I pray that You will keep me from sin, from anything that will bring dishonor to Your Name.

Keep me teachable by the Holy Spirit. I want to move forward for You. Don't let me settle in a rut.

May my motto this year be, "He must increase; I must decrease." The glory must all be Yours. Help me not to touch it.

Teach me to make every decision a matter of prayer. I dread the thought of leaning on my own understanding. "O Lord, I know the way of man is not in himself; it is not in man who walks to direct his own steps" (Jeremiah 10:23).

May I die to the world and even to the approval or blame of loved ones or friends. Give me a single, pure desire to do the things that please Your heart.

Keep me from gossip and criticism of others. Rather, help me to speak what is edifying and profitable.

Lead me to needy souls. May I become a friend of sinners, as You are. Give me tears of compassion for the perishing.

Lord Jesus, keep me from becoming cold, bitter, or cynical in spite of anything that may happen to me in the Christian life.

Guide me in my stewardship of money. Help me to be a good steward of everything You have entrusted to me.

Help me to remember moment by moment that my body is a temple of the Holy Spirit. May this tremendous truth influence all my behavior.

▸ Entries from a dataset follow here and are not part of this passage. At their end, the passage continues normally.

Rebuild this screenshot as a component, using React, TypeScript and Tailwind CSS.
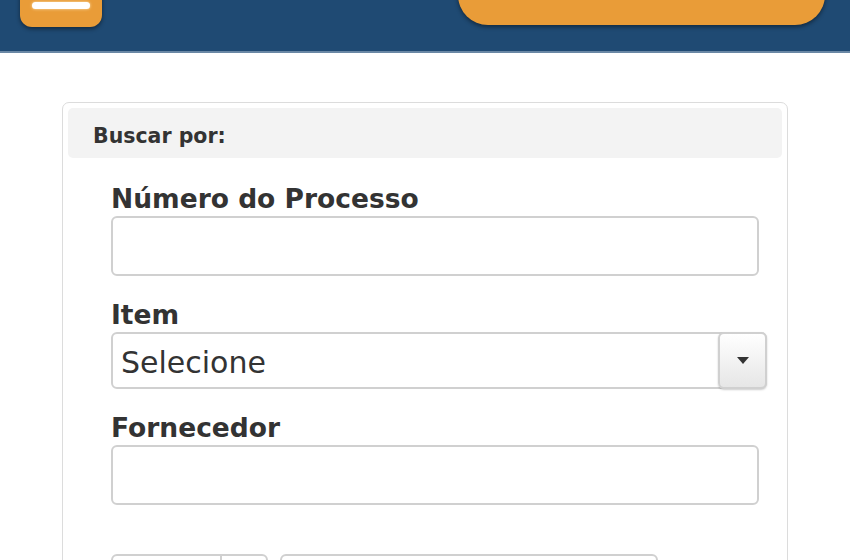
import { ChevronDown } from "lucide-react";

const font = { fontFamily: "'DejaVu Sans', Verdana, sans-serif" };

function Field({ label, children }: { label: string; children: React.ReactNode }) {
  return (
    <div className="flex flex-col">
      <label className="text-[26.5px] leading-[34px] font-bold text-[#333]">{label}</label>
      {children}
    </div>
  );
}

export default function App() {
  return (
    <div className="w-[850px] h-[560px] overflow-hidden bg-white" style={font}>
      {/* top bar */}
      <header className="h-[53px] bg-[#1f4a73] border-b-2 border-[#6a88a5] flex items-start justify-between pl-5 pr-[25px]">
        <button className="-mt-[40px] w-[82px] h-[67px] rounded-[12px] bg-[#e99c38] shadow-[0_2px_4px_rgba(0,0,0,0.45)] flex items-end justify-center pb-[18px]">
          <span className="block w-[58px] h-[7px] rounded-full bg-white shadow-[0_0_3px_rgba(255,240,200,0.9)]" />
        </button>
        <button className="-mt-[40px] w-[367px] h-[65px] rounded-[30px] bg-[#e99c38] shadow-[0_2px_4px_rgba(0,0,0,0.45)]" />
      </header>

      {/* search card */}
      <div className="mx-[62px] mt-[49px] h-[500px] rounded-[7px] border border-[#dcdcdc] p-[5px]">
        <div className="h-[50px] rounded-[5px] bg-[#f3f3f3] flex items-center px-[25px] pt-[6px]">
          <span className="text-[20.5px] font-bold text-[#333]">Buscar por:</span>
        </div>

        <div className="pl-[43px] pr-[23px] pt-[24px] flex flex-col gap-[22px]">
          <Field label="Número do Processo">
            <input className="h-[60px] w-full rounded-[6px] border-2 border-[#d0d0d0] bg-white outline-none" />
          </Field>

          <Field label="Item">
            <div className="-mr-[8px] flex h-[57px] rounded-[6px] border-2 border-[#d0d0d0] bg-white">
              <span className="flex-1 flex items-center pl-[8px] pt-[4px] text-[30px] text-[#333]">Selecione</span>
              <span className="w-[49px] -my-[2px] -mr-[2px] rounded-[6px] border-2 border-[#d0d0d0] bg-gradient-to-b from-white to-[#e6e6e6] shadow-[0_1px_2px_rgba(0,0,0,0.2)] flex items-center justify-center">
                <svg width="12" height="7" viewBox="0 0 12 7"><path d="M0 0h12L6 7z" fill="#333" /></svg>
              </span>
            </div>
          </Field>

          <Field label="Fornecedor">
            <input className="h-[60px] w-full rounded-[6px] border-2 border-[#d0d0d0] bg-white outline-none" />
          </Field>

          <div className="mt-[27px] flex gap-[12px]">
            <div className="flex h-[40px] w-[157px] rounded-[6px] border-2 border-[#d0d0d0]">
              <span className="flex-1" />
              <span className="w-[46px] border-l-2 border-[#d0d0d0] flex items-center justify-center">
                <ChevronDown size={14} className="text-[#333]" />
              </span>
            </div>
            <div className="h-[40px] w-[378px] rounded-[6px] border-2 border-[#d0d0d0]" />
          </div>
        </div>
      </div>
    </div>
  );
}
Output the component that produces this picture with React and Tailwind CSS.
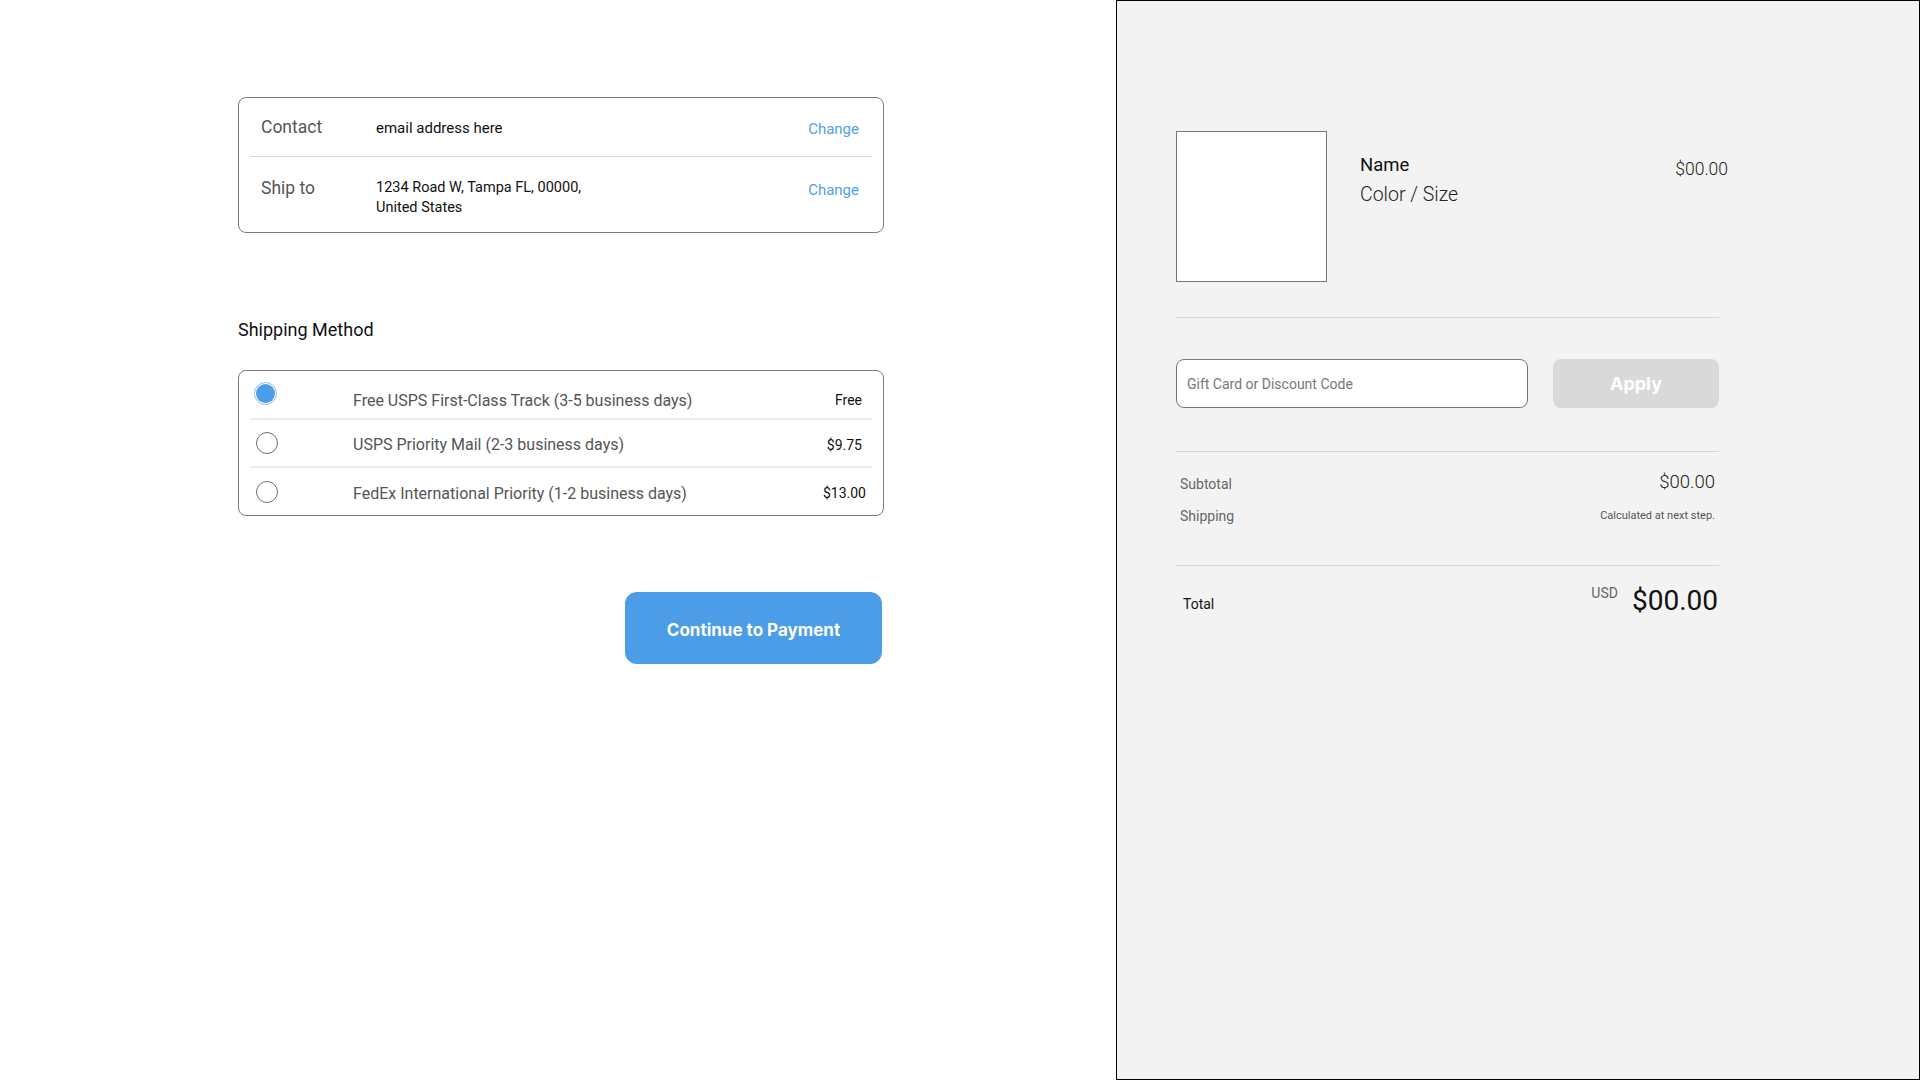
import React, { useState } from "react";

const methods = [
  { id: "usps-first", label: "Free USPS First-Class Track (3-5 business days)", price: "Free", h: "h-[49px]" },
  { id: "usps-priority", label: "USPS Priority Mail (2-3 business days)", price: "$9.75", h: "h-[48px]" },
  { id: "fedex", label: "FedEx International Priority (1-2 business days)", price: "$13.00", h: "h-[47px]" },
];

const Radio = ({ checked }) =>
  checked ? (
    <span className="flex h-[23px] w-[23px] items-center justify-center rounded-full border border-[#8dbbea] bg-white">
      <span className="h-[19px] w-[19px] rounded-full bg-[#4a9de6]"></span>
    </span>
  ) : (
    <span className="block h-[22px] w-[22px] rounded-full border border-[#6f6f6f] bg-white"></span>
  );

const App = () => {
  const [selected, setSelected] = useState("usps-first");

  return (
    <div className="flex h-screen w-full bg-white font-['Roboto',sans-serif]">
      {/* left column */}
      <div className="w-[1116px] shrink-0 pl-[238px] pt-[97px]">
        <div className="w-[646px]">
          <div className="rounded-[8px] border border-[#7a7a7a] px-[11px]">
            <div className="flex h-[59px] items-center border-b border-[#dcdcdc] pl-[11px] pr-[13px]">
              <span className="w-[115px] text-[17.5px] text-[#555]">Contact</span>
              <span className="flex-1 pt-[2px] text-[15px] text-[#111]">email address here</span>
              <a className="pt-[4px] text-[15px] text-[#4ea1e9]" href="#">Change</a>
            </div>
            <div className="flex h-[75px] items-start pl-[11px] pr-[13px] pt-[20px]">
              <span className="w-[115px] text-[17.5px] leading-[22px] text-[#555]">Ship to</span>
              <span className="flex-1 pt-[1px] text-[14.5px] leading-[20px] text-[#111]">
                1234 Road W, Tampa FL, 00000,
                <br />
                United States
              </span>
              <a className="pt-[2px] text-[15px] leading-[22px] text-[#4ea1e9]" href="#">Change</a>
            </div>
          </div>

          <h2 className="mt-[87px] text-[18px] leading-[20px] text-[#111]">Shipping Method</h2>

          <div className="mt-[30px] rounded-[8px] border border-[#7a7a7a] px-[11px]">
            {methods.map((m, i) => (
              <label
                key={m.id}
                onClick={() => setSelected(m.id)}
                className={`flex cursor-pointer items-center ${m.h} ${
                  i < methods.length - 1 ? "border-b-2 border-[#ececec]" : ""
                }`}
              >
                <span className={`w-[103px] ${i === 0 ? "mb-[3px] pl-[4px]" : "pl-[6px]"}`}>
                  <Radio checked={selected === m.id} />
                </span>
                <span className={`flex-1 text-[16px] text-[#555] ${i === 0 ? "mt-[12px]" : "mt-[4px]"}`}>
                  {m.label}
                </span>
                <span
                  className={`text-[14px] text-[#111] ${i === 0 ? "mt-[12px] pr-[10px]" : "mt-[4px]"} ${
                    i === 1 ? "pr-[10px]" : ""
                  } ${i === 2 ? "pr-[6px]" : ""}`}
                >
                  {m.price}
                </span>
              </label>
            ))}
          </div>

          <div className="mt-[76px] flex justify-end pr-[2px]">
            <button className="h-[72px] w-[257px] rounded-[12px] bg-[#4a9de6] pt-[6px] font-['Inter',sans-serif] text-[17px] font-bold text-white">
              Continue to Payment
            </button>
          </div>
        </div>
      </div>

      {/* order summary */}
      <div className="flex-1 border border-black bg-[#f3f3f3] pl-[59px] pt-[130px]">
        <div className="w-[543px]">
          <div className="flex">
            <div className="h-[151px] w-[151px] border border-[#777] bg-white"></div>
            <div className="ml-[33px] flex-1 pt-[23px]">
              <div className="text-[18.5px] leading-[22px] text-[#111]">Name</div>
              <div className="mt-[8px] text-[19.5px] font-light leading-[22px] text-[#222]">Color / Size</div>
            </div>
            <div className="-mr-[9px] pt-[27px] text-[17.5px] font-light leading-[22px] text-[#222]">$00.00</div>
          </div>

          <div className="mt-[35px] h-px bg-[#d6d6d6]"></div>

          <div className="mt-[41px] flex gap-[25px]">
            <input
              className="h-[49px] w-[352px] rounded-[8px] border border-[#777] bg-white px-[10px] text-[14px] text-[#333] outline-none placeholder:text-[#777]"
              placeholder="Gift Card or Discount Code"
            />
            <button className="h-[49px] flex-1 rounded-[8px] bg-[#d9d9d9] font-['Inter',sans-serif] text-[18px] font-bold text-white">
              Apply
            </button>
          </div>

          <div className="mt-[43px] h-px bg-[#d6d6d6]"></div>

          <div className="mt-[19px] px-[4px]">
            <div className="flex h-[24px] items-center justify-between">
              <span className="mt-[2px] text-[14px] text-[#666]">Subtotal</span>
              <span className="text-[18.5px] font-light text-[#222]">$00.00</span>
            </div>
            <div className="mt-[9px] flex h-[24px] items-center justify-between">
              <span className="text-[14px] text-[#666]">Shipping</span>
              <span className="text-[11px] text-[#555]">Calculated at next step.</span>
            </div>
          </div>

          <div className="mt-[37px] h-px bg-[#d6d6d6]"></div>

          <div className="mt-[18px] flex h-[34px] items-start justify-between pl-[7px] pr-[1px]">
            <span className="mt-[10px] text-[14px] leading-[20px] text-[#111]">Total</span>
            <div className="flex items-start gap-[14px]">
              <span className="mt-[1px] text-[14px] leading-[16px] text-[#666]">USD</span>
              <span className="text-[28px] leading-[34px] text-[#111]">$00.00</span>
            </div>
          </div>
        </div>
      </div>
    </div>
  );
};

export default App;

And, Lord Jesus, I pray that this may be the year of Your return. I long to see Your face and to fall at Your feet in worship. During the coming year, may the blessed hope stay fresh in my heart, disengaging me from anything that would hold me here and keeping me on the tiptoes of expectancy. "Even so, come, Lord Jesus!"


***

For this is our God for ever and ever:
he will be our guide even unto death.